++++ Data supplied

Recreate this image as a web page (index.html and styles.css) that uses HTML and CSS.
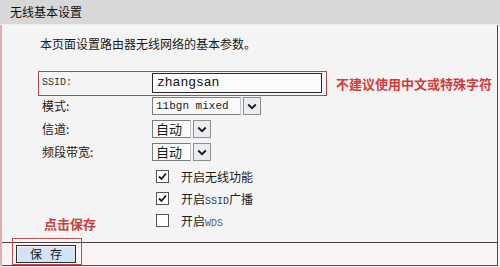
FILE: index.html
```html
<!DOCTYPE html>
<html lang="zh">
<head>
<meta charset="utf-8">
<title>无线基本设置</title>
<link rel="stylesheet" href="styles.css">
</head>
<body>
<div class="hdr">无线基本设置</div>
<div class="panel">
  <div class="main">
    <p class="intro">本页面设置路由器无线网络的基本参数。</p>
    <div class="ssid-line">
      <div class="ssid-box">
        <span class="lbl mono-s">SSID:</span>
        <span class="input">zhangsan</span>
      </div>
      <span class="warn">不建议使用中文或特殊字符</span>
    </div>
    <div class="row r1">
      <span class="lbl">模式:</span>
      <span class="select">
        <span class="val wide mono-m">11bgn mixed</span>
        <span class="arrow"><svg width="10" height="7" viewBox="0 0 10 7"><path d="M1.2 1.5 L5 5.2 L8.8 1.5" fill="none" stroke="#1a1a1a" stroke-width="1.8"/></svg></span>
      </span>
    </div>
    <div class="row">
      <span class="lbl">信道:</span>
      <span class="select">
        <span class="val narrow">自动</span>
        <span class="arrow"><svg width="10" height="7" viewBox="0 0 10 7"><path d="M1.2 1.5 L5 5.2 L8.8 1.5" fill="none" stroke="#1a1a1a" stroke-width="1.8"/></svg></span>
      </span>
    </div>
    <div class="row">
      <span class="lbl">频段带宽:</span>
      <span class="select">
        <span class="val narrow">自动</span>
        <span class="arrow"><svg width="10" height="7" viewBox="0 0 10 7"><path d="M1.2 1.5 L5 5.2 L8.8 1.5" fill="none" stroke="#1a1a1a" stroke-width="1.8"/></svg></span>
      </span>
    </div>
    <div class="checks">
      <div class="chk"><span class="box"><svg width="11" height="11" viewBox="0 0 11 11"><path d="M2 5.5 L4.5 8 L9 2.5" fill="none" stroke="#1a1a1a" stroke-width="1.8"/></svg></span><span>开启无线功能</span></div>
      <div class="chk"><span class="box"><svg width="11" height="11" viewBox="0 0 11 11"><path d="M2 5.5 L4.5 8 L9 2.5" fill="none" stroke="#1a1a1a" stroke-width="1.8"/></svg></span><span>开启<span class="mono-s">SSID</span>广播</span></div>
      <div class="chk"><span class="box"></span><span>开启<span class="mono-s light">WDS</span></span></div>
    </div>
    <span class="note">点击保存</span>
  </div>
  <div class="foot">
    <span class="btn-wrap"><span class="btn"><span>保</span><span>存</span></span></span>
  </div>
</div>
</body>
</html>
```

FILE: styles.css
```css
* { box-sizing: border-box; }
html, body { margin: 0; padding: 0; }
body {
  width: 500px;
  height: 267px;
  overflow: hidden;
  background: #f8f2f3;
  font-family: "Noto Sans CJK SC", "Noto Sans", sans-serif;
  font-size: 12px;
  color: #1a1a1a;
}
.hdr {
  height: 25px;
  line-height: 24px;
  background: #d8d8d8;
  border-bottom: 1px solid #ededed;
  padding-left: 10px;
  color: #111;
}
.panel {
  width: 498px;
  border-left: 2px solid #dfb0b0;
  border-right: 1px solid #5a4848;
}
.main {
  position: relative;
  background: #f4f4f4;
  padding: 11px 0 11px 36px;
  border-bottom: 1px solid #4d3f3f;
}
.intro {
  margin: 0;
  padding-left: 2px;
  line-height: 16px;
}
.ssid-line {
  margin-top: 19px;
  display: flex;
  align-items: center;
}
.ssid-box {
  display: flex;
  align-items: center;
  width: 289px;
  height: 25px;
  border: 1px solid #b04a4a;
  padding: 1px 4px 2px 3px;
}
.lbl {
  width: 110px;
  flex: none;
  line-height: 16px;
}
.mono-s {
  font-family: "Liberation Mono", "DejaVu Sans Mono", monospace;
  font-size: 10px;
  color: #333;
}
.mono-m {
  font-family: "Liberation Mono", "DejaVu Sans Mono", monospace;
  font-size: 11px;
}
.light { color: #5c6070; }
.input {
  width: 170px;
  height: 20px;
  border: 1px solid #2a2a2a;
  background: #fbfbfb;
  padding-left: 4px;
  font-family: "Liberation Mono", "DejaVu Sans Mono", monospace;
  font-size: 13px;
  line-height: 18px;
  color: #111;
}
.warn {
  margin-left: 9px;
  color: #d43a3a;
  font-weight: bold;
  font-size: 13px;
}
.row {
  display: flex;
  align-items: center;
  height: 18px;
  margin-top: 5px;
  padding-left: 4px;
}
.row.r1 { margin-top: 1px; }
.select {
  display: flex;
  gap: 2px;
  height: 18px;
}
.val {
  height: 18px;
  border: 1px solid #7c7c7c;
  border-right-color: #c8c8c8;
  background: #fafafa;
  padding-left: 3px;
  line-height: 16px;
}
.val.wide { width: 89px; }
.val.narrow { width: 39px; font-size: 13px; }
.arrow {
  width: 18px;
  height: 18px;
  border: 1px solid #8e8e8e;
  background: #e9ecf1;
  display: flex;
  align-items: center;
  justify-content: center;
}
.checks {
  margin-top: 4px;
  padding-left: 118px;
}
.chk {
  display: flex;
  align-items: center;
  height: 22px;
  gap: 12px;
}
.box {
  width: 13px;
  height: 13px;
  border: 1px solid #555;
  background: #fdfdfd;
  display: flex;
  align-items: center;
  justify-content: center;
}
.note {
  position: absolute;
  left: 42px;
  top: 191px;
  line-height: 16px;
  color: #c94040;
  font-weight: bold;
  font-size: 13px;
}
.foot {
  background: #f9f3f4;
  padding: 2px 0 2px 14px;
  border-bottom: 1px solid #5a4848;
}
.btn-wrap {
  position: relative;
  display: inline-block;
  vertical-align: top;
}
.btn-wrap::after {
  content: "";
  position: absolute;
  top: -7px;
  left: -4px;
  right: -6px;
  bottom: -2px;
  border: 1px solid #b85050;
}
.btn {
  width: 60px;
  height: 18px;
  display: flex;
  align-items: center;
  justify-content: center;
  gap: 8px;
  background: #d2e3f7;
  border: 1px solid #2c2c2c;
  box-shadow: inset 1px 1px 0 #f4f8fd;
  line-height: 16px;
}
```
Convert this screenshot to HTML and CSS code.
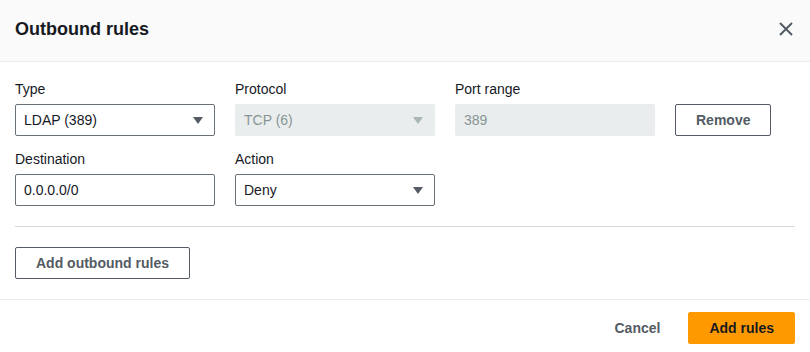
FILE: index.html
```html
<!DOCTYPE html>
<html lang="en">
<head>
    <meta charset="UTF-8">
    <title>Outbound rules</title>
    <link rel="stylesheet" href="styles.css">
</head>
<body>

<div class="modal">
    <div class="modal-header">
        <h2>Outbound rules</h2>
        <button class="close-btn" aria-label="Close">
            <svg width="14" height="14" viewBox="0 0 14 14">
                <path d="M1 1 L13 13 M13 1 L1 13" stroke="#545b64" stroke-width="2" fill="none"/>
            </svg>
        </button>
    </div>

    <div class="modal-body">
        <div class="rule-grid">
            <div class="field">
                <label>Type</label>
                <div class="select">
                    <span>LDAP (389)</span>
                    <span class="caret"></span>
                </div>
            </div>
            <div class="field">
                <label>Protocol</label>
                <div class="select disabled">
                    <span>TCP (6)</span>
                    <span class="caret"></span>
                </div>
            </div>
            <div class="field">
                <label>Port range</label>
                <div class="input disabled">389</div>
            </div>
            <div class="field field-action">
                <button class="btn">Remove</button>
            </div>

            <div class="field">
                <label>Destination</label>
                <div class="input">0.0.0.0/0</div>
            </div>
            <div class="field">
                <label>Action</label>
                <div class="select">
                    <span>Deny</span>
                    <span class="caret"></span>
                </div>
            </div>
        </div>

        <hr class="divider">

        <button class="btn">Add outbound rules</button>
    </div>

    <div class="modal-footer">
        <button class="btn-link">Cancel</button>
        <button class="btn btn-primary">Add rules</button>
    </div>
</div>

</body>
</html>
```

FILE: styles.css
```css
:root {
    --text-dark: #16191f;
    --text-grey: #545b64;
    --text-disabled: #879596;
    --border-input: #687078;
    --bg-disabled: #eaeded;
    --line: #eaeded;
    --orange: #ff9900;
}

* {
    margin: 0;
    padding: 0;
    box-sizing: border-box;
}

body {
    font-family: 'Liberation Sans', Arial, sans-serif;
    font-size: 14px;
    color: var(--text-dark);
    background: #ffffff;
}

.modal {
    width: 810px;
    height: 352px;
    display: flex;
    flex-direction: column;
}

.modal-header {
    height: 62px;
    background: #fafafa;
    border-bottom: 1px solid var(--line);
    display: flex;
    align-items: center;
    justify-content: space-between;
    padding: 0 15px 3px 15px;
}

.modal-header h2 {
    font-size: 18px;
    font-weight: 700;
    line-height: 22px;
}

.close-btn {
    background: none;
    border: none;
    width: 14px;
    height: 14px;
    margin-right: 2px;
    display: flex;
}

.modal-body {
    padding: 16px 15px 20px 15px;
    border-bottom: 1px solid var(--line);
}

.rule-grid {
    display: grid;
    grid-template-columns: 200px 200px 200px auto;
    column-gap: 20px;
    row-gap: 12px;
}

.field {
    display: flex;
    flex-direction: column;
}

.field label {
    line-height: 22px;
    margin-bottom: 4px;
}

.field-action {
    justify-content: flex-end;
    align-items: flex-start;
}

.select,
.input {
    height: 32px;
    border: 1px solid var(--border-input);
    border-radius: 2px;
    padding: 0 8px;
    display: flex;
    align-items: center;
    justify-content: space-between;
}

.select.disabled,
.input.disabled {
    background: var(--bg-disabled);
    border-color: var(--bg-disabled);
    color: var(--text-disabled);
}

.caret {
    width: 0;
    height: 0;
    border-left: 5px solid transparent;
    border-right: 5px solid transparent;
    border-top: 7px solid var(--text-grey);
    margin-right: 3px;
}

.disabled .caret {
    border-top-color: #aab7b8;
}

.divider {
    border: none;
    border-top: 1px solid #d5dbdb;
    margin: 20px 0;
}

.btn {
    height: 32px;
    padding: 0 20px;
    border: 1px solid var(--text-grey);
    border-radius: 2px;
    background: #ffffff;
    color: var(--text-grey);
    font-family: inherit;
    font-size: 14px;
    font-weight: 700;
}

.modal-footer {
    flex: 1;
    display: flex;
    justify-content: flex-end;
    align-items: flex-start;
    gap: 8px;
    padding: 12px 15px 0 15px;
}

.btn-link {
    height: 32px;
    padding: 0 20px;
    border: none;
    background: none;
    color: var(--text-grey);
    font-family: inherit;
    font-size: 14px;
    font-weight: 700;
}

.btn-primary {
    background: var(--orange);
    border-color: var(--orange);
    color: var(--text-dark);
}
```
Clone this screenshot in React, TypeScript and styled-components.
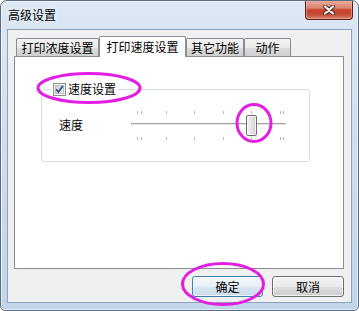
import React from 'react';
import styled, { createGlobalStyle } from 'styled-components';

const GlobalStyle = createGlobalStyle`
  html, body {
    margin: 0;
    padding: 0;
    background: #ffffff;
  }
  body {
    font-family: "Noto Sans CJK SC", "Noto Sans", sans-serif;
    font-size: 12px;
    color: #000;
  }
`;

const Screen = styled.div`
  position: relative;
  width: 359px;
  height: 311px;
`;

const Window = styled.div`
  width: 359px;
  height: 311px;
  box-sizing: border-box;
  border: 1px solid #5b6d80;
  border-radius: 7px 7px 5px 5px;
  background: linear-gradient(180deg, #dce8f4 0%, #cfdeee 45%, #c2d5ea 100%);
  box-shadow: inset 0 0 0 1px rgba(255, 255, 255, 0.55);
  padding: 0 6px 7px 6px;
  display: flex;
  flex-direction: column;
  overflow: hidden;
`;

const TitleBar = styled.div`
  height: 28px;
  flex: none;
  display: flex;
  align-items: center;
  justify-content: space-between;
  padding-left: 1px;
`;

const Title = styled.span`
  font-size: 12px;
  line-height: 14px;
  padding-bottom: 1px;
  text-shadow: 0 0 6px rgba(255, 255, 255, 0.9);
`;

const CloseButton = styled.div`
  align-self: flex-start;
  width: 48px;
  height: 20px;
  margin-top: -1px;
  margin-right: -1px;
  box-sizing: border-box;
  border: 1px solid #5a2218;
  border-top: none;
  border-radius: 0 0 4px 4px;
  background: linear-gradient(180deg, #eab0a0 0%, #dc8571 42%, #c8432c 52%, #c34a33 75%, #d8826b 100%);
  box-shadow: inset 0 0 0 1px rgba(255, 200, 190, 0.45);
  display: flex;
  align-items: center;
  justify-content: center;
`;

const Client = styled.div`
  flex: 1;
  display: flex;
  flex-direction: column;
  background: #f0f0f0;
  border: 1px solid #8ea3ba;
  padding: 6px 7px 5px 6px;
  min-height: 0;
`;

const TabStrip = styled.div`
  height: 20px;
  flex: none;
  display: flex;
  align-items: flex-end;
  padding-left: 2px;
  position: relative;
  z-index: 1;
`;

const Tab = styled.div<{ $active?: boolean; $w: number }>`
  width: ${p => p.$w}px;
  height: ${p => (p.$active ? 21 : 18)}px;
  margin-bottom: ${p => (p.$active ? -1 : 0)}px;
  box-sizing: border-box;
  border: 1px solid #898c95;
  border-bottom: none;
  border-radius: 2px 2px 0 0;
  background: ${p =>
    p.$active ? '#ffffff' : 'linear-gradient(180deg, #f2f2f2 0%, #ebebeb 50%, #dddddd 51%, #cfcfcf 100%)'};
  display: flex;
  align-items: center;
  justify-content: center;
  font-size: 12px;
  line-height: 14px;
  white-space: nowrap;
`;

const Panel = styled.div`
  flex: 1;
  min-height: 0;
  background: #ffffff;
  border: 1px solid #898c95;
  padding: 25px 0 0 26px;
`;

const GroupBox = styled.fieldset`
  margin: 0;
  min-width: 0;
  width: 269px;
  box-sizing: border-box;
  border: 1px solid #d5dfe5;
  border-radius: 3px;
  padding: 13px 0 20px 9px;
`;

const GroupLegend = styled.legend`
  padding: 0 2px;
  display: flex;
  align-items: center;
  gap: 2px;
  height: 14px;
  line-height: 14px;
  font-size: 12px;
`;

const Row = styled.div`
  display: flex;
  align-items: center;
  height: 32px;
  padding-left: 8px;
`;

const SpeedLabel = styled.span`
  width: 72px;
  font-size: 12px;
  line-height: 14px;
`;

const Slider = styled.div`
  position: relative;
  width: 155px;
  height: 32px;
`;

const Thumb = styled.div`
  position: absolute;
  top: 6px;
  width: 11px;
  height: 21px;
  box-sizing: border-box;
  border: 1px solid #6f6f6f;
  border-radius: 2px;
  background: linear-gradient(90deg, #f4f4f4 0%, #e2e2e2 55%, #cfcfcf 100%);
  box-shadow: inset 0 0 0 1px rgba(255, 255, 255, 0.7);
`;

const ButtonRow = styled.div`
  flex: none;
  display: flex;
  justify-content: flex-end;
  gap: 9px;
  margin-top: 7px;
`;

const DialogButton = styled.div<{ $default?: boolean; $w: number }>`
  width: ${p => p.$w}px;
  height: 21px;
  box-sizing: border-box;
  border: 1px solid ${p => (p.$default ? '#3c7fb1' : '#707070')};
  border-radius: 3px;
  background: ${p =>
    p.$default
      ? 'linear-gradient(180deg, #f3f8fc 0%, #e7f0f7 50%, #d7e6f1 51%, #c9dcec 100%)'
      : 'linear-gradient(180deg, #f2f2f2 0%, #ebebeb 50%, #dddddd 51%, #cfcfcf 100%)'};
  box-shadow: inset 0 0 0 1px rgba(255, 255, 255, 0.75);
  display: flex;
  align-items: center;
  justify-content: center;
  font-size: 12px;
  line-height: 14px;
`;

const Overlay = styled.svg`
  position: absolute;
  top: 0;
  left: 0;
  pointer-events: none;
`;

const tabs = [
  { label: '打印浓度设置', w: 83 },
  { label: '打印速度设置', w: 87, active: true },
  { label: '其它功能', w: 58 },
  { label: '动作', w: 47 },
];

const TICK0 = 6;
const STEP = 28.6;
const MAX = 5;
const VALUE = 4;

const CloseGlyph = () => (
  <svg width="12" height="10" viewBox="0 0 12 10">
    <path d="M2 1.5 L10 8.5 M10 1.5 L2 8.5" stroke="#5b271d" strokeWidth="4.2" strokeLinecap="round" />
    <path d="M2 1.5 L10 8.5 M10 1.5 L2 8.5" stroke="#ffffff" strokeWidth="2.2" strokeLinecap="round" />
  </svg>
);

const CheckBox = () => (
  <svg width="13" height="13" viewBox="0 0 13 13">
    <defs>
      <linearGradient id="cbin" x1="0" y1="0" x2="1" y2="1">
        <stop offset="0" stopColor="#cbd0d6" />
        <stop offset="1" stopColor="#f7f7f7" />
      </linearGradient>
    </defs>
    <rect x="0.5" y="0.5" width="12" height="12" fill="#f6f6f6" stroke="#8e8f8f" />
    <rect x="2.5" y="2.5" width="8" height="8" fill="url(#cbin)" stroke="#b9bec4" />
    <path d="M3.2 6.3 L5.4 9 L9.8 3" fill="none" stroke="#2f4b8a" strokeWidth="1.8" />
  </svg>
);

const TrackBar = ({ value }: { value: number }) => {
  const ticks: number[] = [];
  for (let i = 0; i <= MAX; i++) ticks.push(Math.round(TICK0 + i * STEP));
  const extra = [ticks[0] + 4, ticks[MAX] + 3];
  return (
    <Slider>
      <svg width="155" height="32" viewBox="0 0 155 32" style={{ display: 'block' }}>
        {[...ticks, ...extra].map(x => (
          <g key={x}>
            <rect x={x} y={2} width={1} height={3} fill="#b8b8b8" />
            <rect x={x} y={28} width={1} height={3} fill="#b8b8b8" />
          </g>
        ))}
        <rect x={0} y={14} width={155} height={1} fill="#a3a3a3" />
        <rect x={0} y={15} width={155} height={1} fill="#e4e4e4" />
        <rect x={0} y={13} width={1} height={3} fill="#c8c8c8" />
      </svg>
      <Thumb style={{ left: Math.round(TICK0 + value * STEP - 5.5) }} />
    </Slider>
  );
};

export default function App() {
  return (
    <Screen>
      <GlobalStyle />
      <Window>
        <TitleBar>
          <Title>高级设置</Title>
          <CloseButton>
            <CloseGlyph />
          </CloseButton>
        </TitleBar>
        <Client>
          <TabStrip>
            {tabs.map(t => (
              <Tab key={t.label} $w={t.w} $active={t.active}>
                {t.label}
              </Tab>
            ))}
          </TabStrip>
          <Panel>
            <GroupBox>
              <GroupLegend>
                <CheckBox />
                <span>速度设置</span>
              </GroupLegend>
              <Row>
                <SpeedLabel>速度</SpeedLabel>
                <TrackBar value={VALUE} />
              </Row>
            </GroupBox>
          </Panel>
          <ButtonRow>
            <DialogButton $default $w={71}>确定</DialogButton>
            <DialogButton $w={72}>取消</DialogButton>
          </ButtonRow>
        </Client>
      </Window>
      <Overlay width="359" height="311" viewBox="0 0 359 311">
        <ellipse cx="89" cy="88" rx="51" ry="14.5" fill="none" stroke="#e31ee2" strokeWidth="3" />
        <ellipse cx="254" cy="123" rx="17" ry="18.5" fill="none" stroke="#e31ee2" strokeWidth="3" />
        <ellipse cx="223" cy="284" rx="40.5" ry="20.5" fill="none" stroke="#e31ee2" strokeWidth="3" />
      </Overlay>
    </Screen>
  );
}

++++++++

Give the number of lines in the records that contain the string "screenshot", with no other output.

Exercise solution: 2